*Your objective:* Copy every line in which the string "with" occurs.

--- --- ---

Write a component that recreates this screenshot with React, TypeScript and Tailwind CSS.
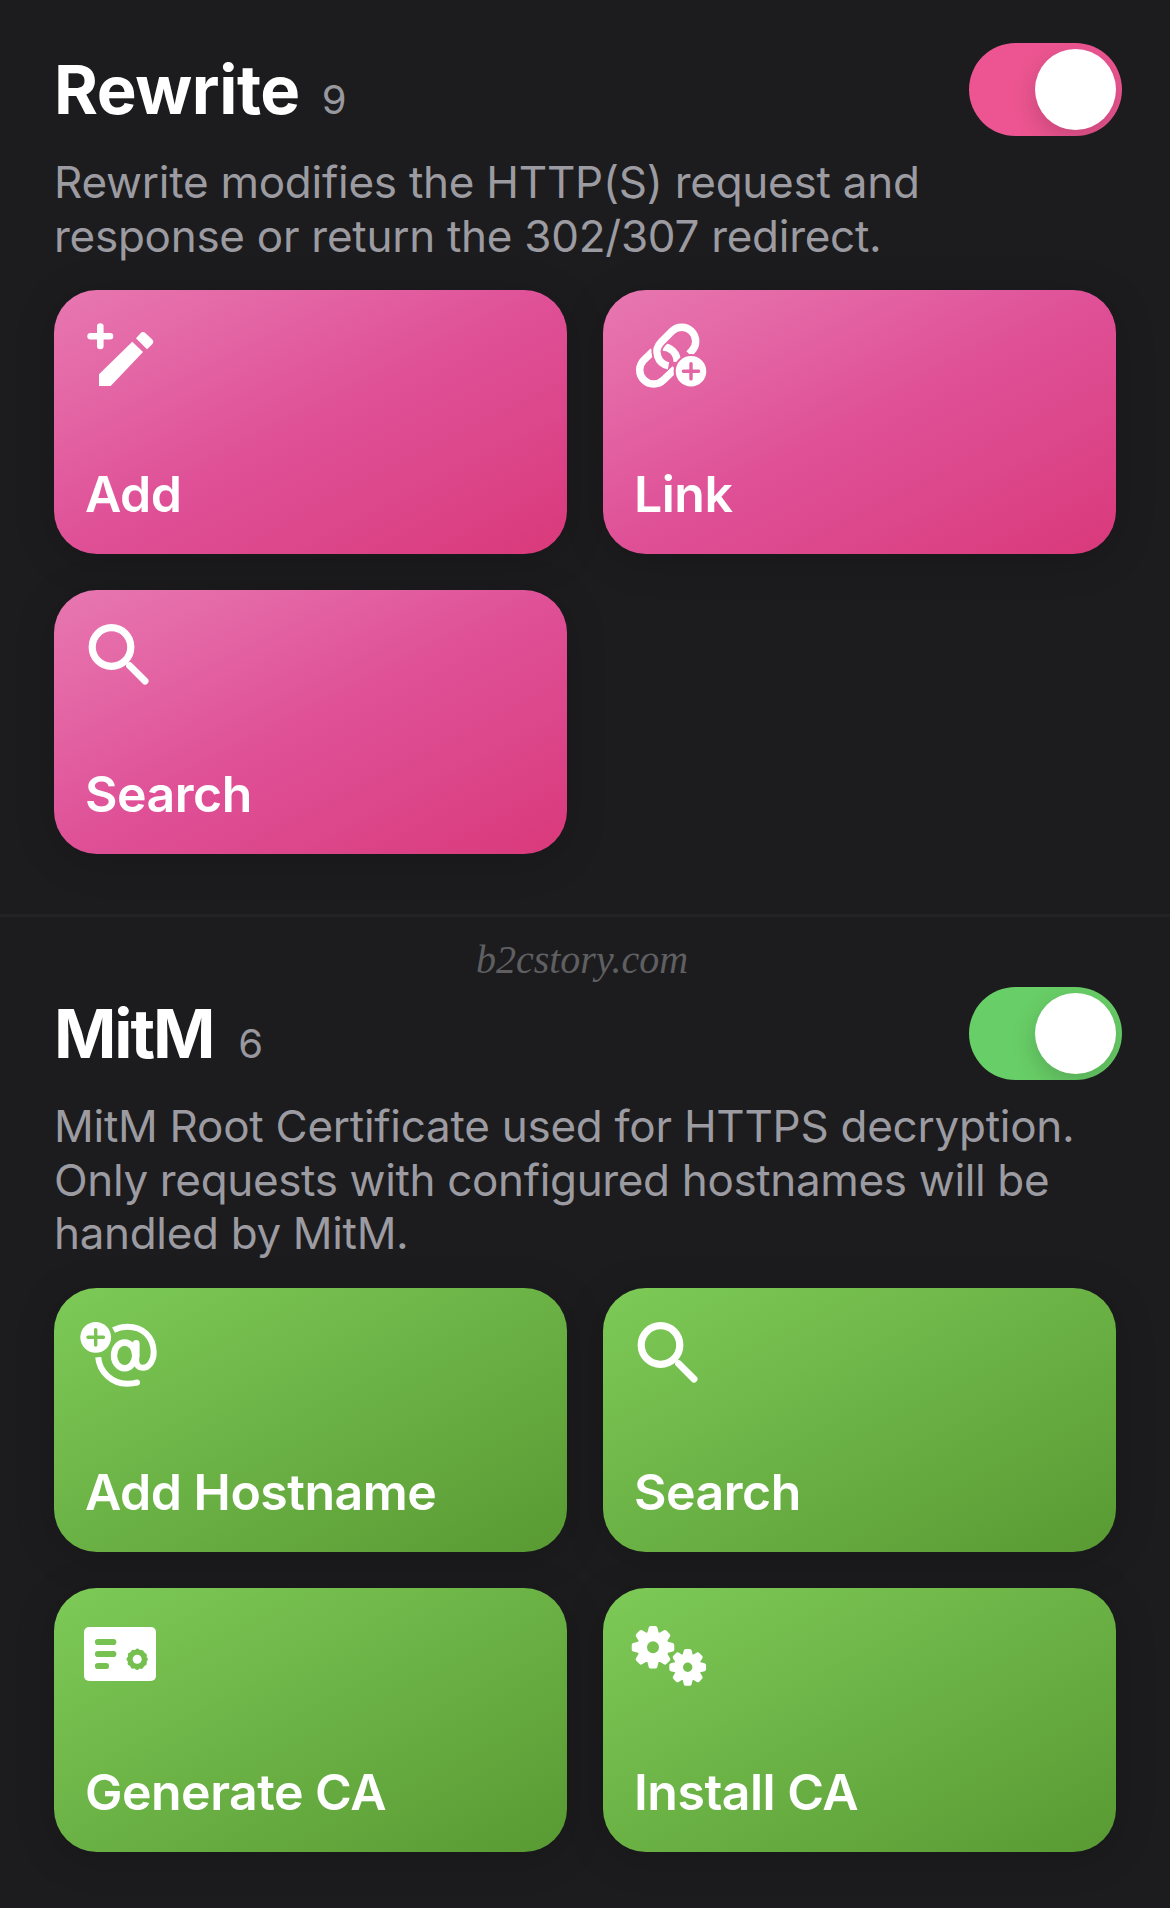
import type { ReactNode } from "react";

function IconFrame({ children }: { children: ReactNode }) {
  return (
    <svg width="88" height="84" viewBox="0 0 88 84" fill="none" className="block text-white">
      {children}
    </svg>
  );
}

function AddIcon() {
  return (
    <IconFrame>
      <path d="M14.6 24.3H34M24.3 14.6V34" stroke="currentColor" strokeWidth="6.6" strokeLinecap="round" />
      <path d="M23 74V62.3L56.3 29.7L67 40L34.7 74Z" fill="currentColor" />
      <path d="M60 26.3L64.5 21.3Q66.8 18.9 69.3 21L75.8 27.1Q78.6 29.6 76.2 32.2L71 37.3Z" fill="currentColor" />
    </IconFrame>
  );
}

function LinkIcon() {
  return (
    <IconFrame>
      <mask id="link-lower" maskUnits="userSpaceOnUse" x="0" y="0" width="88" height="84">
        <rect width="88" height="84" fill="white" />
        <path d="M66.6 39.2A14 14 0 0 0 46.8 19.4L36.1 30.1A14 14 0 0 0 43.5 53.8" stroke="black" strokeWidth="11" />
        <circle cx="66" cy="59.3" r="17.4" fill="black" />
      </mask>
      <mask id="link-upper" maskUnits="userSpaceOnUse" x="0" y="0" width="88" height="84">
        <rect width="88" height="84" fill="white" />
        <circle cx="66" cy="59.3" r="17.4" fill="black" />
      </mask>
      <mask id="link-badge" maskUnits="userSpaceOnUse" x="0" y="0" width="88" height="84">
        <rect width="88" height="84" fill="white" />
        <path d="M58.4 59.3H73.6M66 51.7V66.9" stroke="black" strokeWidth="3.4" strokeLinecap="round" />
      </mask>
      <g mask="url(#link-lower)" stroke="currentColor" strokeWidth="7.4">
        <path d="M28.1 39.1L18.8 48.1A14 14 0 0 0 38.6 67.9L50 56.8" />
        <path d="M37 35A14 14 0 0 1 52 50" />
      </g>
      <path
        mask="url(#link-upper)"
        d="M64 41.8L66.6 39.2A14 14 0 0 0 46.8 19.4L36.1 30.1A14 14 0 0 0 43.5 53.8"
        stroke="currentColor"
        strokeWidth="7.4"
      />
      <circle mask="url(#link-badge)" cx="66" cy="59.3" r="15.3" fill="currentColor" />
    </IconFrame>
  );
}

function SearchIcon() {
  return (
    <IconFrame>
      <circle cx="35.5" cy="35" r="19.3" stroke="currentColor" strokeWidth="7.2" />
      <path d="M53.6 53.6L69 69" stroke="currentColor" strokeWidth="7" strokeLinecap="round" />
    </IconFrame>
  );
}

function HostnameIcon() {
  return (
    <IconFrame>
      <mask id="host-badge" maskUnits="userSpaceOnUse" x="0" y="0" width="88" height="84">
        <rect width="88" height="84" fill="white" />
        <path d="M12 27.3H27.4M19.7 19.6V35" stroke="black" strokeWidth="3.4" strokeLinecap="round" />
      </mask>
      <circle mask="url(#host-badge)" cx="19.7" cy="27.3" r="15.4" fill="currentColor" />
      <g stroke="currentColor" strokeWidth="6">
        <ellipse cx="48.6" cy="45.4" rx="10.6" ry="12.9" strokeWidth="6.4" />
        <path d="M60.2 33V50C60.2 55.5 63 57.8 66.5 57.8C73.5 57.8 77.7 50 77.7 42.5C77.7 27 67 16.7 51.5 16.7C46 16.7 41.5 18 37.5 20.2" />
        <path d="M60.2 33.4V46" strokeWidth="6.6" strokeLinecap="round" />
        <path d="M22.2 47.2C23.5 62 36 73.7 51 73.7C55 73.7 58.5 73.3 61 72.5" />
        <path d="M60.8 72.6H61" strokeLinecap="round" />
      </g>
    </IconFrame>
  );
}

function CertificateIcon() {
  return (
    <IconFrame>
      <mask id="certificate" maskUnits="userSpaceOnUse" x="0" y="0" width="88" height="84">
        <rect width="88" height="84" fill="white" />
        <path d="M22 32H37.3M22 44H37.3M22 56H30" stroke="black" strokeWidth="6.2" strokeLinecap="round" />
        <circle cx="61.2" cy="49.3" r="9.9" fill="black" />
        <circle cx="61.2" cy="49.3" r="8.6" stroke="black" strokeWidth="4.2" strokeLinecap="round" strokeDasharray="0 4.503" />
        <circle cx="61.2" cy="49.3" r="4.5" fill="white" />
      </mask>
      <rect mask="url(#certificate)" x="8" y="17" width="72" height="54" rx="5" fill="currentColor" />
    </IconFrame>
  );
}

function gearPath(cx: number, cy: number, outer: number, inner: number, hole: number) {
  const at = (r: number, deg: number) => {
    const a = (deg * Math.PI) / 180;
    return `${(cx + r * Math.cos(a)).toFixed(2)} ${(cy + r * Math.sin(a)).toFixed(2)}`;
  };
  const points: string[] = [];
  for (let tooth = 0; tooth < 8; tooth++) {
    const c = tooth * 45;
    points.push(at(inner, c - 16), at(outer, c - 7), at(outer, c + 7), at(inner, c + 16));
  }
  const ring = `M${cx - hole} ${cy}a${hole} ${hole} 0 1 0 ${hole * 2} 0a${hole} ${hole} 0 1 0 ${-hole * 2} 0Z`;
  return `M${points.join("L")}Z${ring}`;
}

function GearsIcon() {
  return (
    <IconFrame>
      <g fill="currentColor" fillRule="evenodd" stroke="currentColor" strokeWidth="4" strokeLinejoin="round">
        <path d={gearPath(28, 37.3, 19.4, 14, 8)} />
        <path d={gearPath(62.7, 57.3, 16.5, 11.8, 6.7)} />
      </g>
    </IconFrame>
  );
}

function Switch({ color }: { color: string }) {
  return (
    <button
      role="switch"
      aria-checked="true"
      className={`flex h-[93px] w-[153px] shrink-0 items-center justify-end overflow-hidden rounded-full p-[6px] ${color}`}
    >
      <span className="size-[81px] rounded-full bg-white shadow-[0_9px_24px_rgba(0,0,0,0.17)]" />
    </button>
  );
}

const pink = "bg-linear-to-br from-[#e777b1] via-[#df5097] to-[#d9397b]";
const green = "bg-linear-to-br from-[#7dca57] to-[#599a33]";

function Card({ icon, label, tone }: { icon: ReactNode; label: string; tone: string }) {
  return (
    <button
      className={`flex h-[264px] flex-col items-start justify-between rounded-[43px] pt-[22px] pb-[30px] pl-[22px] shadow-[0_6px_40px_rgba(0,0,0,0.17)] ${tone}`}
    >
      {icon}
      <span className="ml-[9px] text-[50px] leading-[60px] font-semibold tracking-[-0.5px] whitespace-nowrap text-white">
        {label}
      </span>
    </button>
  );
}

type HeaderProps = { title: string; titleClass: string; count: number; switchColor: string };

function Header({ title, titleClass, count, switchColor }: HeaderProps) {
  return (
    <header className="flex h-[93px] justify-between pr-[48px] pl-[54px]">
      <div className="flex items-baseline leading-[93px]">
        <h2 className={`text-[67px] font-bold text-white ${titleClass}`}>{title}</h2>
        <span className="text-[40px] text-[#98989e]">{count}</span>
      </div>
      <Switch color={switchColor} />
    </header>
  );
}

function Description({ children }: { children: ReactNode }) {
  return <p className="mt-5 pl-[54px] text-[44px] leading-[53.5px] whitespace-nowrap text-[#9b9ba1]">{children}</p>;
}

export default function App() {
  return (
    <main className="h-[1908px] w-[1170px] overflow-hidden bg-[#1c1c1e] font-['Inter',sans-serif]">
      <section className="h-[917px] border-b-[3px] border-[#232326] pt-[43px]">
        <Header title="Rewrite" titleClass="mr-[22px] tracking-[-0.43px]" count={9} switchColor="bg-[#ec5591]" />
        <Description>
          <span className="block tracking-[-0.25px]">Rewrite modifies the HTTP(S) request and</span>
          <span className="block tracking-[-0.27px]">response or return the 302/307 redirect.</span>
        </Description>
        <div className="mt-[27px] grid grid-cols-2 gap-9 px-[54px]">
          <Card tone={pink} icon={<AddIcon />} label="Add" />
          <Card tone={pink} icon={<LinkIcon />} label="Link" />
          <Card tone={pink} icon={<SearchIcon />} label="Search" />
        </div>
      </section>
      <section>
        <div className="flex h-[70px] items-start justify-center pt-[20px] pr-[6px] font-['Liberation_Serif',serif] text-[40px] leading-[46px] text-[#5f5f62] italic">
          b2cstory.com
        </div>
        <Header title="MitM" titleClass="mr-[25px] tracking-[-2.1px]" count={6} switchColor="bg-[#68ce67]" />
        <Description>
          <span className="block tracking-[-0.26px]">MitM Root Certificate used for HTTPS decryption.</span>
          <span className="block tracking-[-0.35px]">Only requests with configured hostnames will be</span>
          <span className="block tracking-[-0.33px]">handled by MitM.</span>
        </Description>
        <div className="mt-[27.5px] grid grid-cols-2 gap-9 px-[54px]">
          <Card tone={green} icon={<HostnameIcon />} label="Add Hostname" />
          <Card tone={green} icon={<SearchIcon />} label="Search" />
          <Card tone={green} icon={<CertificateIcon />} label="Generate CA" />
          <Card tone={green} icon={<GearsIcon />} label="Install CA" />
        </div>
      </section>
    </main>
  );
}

--- --- ---

*Answer to this task:*
Write a component that recreates this screenshot with React, TypeScript and Tailwind CSS.
          <span className="block tracking-[-0.35px]">Only requests with configured hostnames will be</span>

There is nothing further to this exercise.